Aucune culpabilisation ou flagellation nationale cependant et sont évoqués aussi les fonctionnaires, qui ferment les yeux, ceux qui attendent patiemment devant la porte avant de s’en aller, ceux qui colporteront volontairement et de manière très efficace les jours précédents la rumeur de l’opération, mais aussi des concierges qui protègent des familles entières. Laurent Joly tord même le cou au fantasme d’une France délatrice, accusant et dénonçant par des milliers de lettres anonymes son voisin. Au delà des comportements individuels difficilement quantifiables et raisonnables c’est le mécanisme étatique qui est mis en exergue de manière implacable.
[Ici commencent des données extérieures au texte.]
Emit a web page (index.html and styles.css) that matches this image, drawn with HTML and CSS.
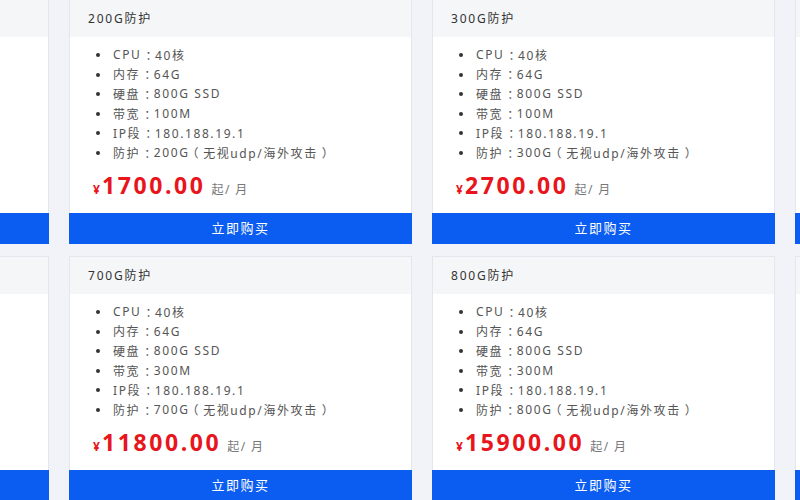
FILE: index.html
```html
<!DOCTYPE html>
<html lang="zh-CN">
<head>
<meta charset="utf-8">
<title>防护套餐</title>
<link rel="stylesheet" href="styles.css">
</head>
<body>
<div class="grid">
  <div class="card">
    <div class="card-head">100G防护</div>
    <ul class="specs">
      <li>CPU<span class="co">：</span>40核</li><li>内存<span class="co">：</span>64G</li><li>硬盘<span class="co">：</span>800G SSD</li><li>带宽<span class="co">：</span>100M</li><li>IP段<span class="co">：</span>180.188.19.1</li><li>防护<span class="co">：</span>100G<span class="lp">（</span>无视udp/海外攻击<span class="rp">）</span></li>
    </ul>
    <div class="price"><span class="cur">¥</span><span class="num">1200.00</span><span class="unit">起/ 月</span></div>
    <a class="buy">立即购买</a>
  </div>
  <div class="card">
    <div class="card-head">200G防护</div>
    <ul class="specs">
      <li>CPU<span class="co">：</span>40核</li><li>内存<span class="co">：</span>64G</li><li>硬盘<span class="co">：</span>800G SSD</li><li>带宽<span class="co">：</span>100M</li><li>IP段<span class="co">：</span>180.188.19.1</li><li>防护<span class="co">：</span>200G<span class="lp">（</span>无视udp/海外攻击<span class="rp">）</span></li>
    </ul>
    <div class="price"><span class="cur">¥</span><span class="num">1700.00</span><span class="unit">起/ 月</span></div>
    <a class="buy">立即购买</a>
  </div>
  <div class="card">
    <div class="card-head">300G防护</div>
    <ul class="specs">
      <li>CPU<span class="co">：</span>40核</li><li>内存<span class="co">：</span>64G</li><li>硬盘<span class="co">：</span>800G SSD</li><li>带宽<span class="co">：</span>100M</li><li>IP段<span class="co">：</span>180.188.19.1</li><li>防护<span class="co">：</span>300G<span class="lp">（</span>无视udp/海外攻击<span class="rp">）</span></li>
    </ul>
    <div class="price"><span class="cur">¥</span><span class="num">2700.00</span><span class="unit">起/ 月</span></div>
    <a class="buy">立即购买</a>
  </div>
  <div class="card">
    <div class="card-head">500G防护</div>
    <ul class="specs">
      <li>CPU<span class="co">：</span>40核</li><li>内存<span class="co">：</span>64G</li><li>硬盘<span class="co">：</span>800G SSD</li><li>带宽<span class="co">：</span>100M</li><li>IP段<span class="co">：</span>180.188.19.1</li><li>防护<span class="co">：</span>500G<span class="lp">（</span>无视udp/海外攻击<span class="rp">）</span></li>
    </ul>
    <div class="price"><span class="cur">¥</span><span class="num">5800.00</span><span class="unit">起/ 月</span></div>
    <a class="buy">立即购买</a>
  </div>
  <div class="card">
    <div class="card-head">600G防护</div>
    <ul class="specs">
      <li>CPU<span class="co">：</span>40核</li><li>内存<span class="co">：</span>64G</li><li>硬盘<span class="co">：</span>800G SSD</li><li>带宽<span class="co">：</span>300M</li><li>IP段<span class="co">：</span>180.188.19.1</li><li>防护<span class="co">：</span>600G<span class="lp">（</span>无视udp/海外攻击<span class="rp">）</span></li>
    </ul>
    <div class="price"><span class="cur">¥</span><span class="num">9800.00</span><span class="unit">起/ 月</span></div>
    <a class="buy">立即购买</a>
  </div>
  <div class="card">
    <div class="card-head">700G防护</div>
    <ul class="specs">
      <li>CPU<span class="co">：</span>40核</li><li>内存<span class="co">：</span>64G</li><li>硬盘<span class="co">：</span>800G SSD</li><li>带宽<span class="co">：</span>300M</li><li>IP段<span class="co">：</span>180.188.19.1</li><li>防护<span class="co">：</span>700G<span class="lp">（</span>无视udp/海外攻击<span class="rp">）</span></li>
    </ul>
    <div class="price"><span class="cur">¥</span><span class="num">11800.00</span><span class="unit">起/ 月</span></div>
    <a class="buy">立即购买</a>
  </div>
  <div class="card">
    <div class="card-head">800G防护</div>
    <ul class="specs">
      <li>CPU<span class="co">：</span>40核</li><li>内存<span class="co">：</span>64G</li><li>硬盘<span class="co">：</span>800G SSD</li><li>带宽<span class="co">：</span>300M</li><li>IP段<span class="co">：</span>180.188.19.1</li><li>防护<span class="co">：</span>800G<span class="lp">（</span>无视udp/海外攻击<span class="rp">）</span></li>
    </ul>
    <div class="price"><span class="cur">¥</span><span class="num">15900.00</span><span class="unit">起/ 月</span></div>
    <a class="buy">立即购买</a>
  </div>
  <div class="card">
    <div class="card-head">1000G防护</div>
    <ul class="specs">
      <li>CPU<span class="co">：</span>40核</li><li>内存<span class="co">：</span>64G</li><li>硬盘<span class="co">：</span>800G SSD</li><li>带宽<span class="co">：</span>300M</li><li>IP段<span class="co">：</span>180.188.19.1</li><li>防护<span class="co">：</span>1000G<span class="lp">（</span>无视udp/海外攻击<span class="rp">）</span></li>
    </ul>
    <div class="price"><span class="cur">¥</span><span class="num">19900.00</span><span class="unit">起/ 月</span></div>
    <a class="buy">立即购买</a>
  </div>
</div>
</body>
</html>
```
FILE: styles.css
```css
html, body {
  margin: 0;
  padding: 0;
  background: #f1f3f8;
  overflow: hidden;
}
body {
  font-family: "Noto Sans", "Noto Sans CJK SC", sans-serif;
  width: 800px;
  height: 500px;
}
.grid {
  display: grid;
  grid-template-columns: repeat(4, 343px);
  column-gap: 20px;
  row-gap: 12px;
  margin-left: -294px;
  margin-top: -1px;
  width: 1500px;
}
.card {
  background: #fff;
  border: 1px solid #e3e6ec;
  display: flex;
  flex-direction: column;
  height: 245px;
  box-sizing: border-box;
}
.card-head {
  height: 37px;
  flex: none;
  background: #f5f6f8;
  color: #333;
  font-size: 12px;
  letter-spacing: 1.8px;
  line-height: 37px;
  padding-left: 18px;
}
.specs {
  list-style: none;
  margin: 0;
  padding: 8px 0 0 0;
}
.specs li {
  display: flex;
  align-items: center;
  height: 19.6px;
  font-size: 12px;
  letter-spacing: 1.6px;
  color: #555;
  padding-left: 43px;
  position: relative;
  white-space: pre;
}
.specs li::before {
  content: "";
  position: absolute;
  left: 26px;
  top: 8px;
  width: 4px;
  height: 4px;
  border-radius: 50%;
  background: #333;
}
.co {
  font-feature-settings: "halt";
  margin-left: 4px;
  margin-right: 2px;
}
.lp {
  font-feature-settings: "halt";
  margin-left: 3px;
  margin-right: 3px;
}
.rp {
  font-feature-settings: "halt";
  margin-left: 4px;
}
.price {
  display: flex;
  align-items: baseline;
  padding-left: 23px;
  margin-top: 6px;
  height: 34px;
}
.cur {
  color: #e8151c;
  font-size: 12px;
  font-weight: bold;
  margin-right: 2px;
}
.num {
  color: #e8151c;
  font-size: 23px;
  font-weight: bold;
  letter-spacing: 2.6px;
  font-family: "Open Sans", "Noto Sans", sans-serif;
}
.unit {
  color: #777;
  font-size: 12px;
  letter-spacing: 1.4px;
  margin-left: 6px;
}
.buy {
  margin-top: auto;
  height: 31px;
  background: #0b5cf0;
  color: #fff;
  font-size: 13px;
  letter-spacing: 1.5px;
  line-height: 31px;
  text-align: center;
  margin-left: -1px;
  margin-right: -1px;
  margin-bottom: -1px;
}
```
A ces faits intangibles, incontestables l’historien apporte une vision supplémentaire essentielle: il fait de l’ « Histoire » une histoire incarnée et notamment celle des victimes. Derrière les chiffres, ce sont des visages, des vies qui disparaissent. Les témoignages sont nombreux comme celui de Georges Wellers qui décrit la déportation à 5 heures du matin des enfants à peine réveillés: « (…) on appelait les gendarmes qui descendaient sur leurs bras les enfants hurlant de terreur ». Dans le souci de faire du nombre ce sont à côté de milliers d’étrangers « qui ne faisaient de tort à personne, des centaines de français d’adoption, modestes brocanteurs, employés aux écritures, secrétaires, boulangers-patissiers, étudiants » qui furent les victimes d’un régime soucieux de plaire à l’occupant par antisémitisme souvent, par inhumanité toujours.